With a chilled meat grinder, mince the lamb loin, veal loin, chicken liver, and pork fat. Transfer the mixture to a bowl and add the egg yolks, one at a time. Stir in the cilantro and season with salt and pepper. Mix in the cooked vegetables and adjust seasoning if necessary. Cover with plastic wrap and place in the refrigerator.
To prepare the sauce: Melt the butter in a saucepan over medium-high heat. Add the shallots and cook until slightly colored, 3 to 4 minutes. Add the wine and stir up the glaze from the bottom of the pan. Cook until the liquid has nearly all evaporated. Add the lamb stock and thyme. Bring to a boil for 1 minute. Set aside; keep warm.
To prepare the lamb: Preheat the oven to 375 F. Half fill a small saucepan with water, add the garlic, and bring to a boil. Pour off the water. Refill the pan with water and bring to a boil again. Drain and reserve the garlic. Heat the olive oil in a small saute pan or skillet over medium-high heat and saute the garlic until it is a light golden brown color, 2 to 3 minutes. Season with salt and pepper; set aside. Season the lamb chops with salt and pepper on both sides. With a small pointed knife, cut an incision into the side of each chop just large enough to hold a single clove of the garlic, and stuff each with a garlic clove.

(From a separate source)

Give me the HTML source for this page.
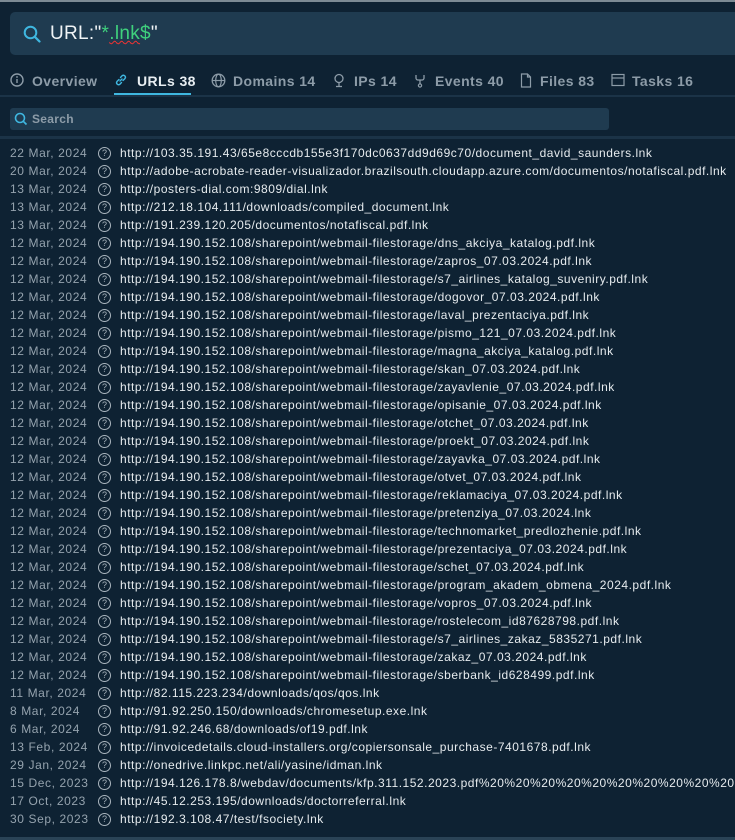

Spread the caul fat out on a work surface and cut into 4-by-6-inch rectangles. Cover each rectangle of caul fat with two spinach leaves. Spread about 2 tablespoons of mousseline in the center of each leaf. Place one lamb chop on each. Cover the lamb chops with a thin layer of mousseline. Fold the spinach leaves over the filling. Wrap the caul fat around the package and overlap to seal. Place the wrapped chops on a baking sheet and roast for 10 minutes for rare, or to taste. Transfer the chops to a cutting board. Slice the chops in 1/2-inch slices.
To serve: Place the slices from two lamb chops on each warmed dinner plate, overlapping the slices slightly. Bring the sauce back to a boil and check for consistency; thicken by boiling longer, or thin with a little stock. Spoon sauce over and around the chops. Garnish with thyme sprigs.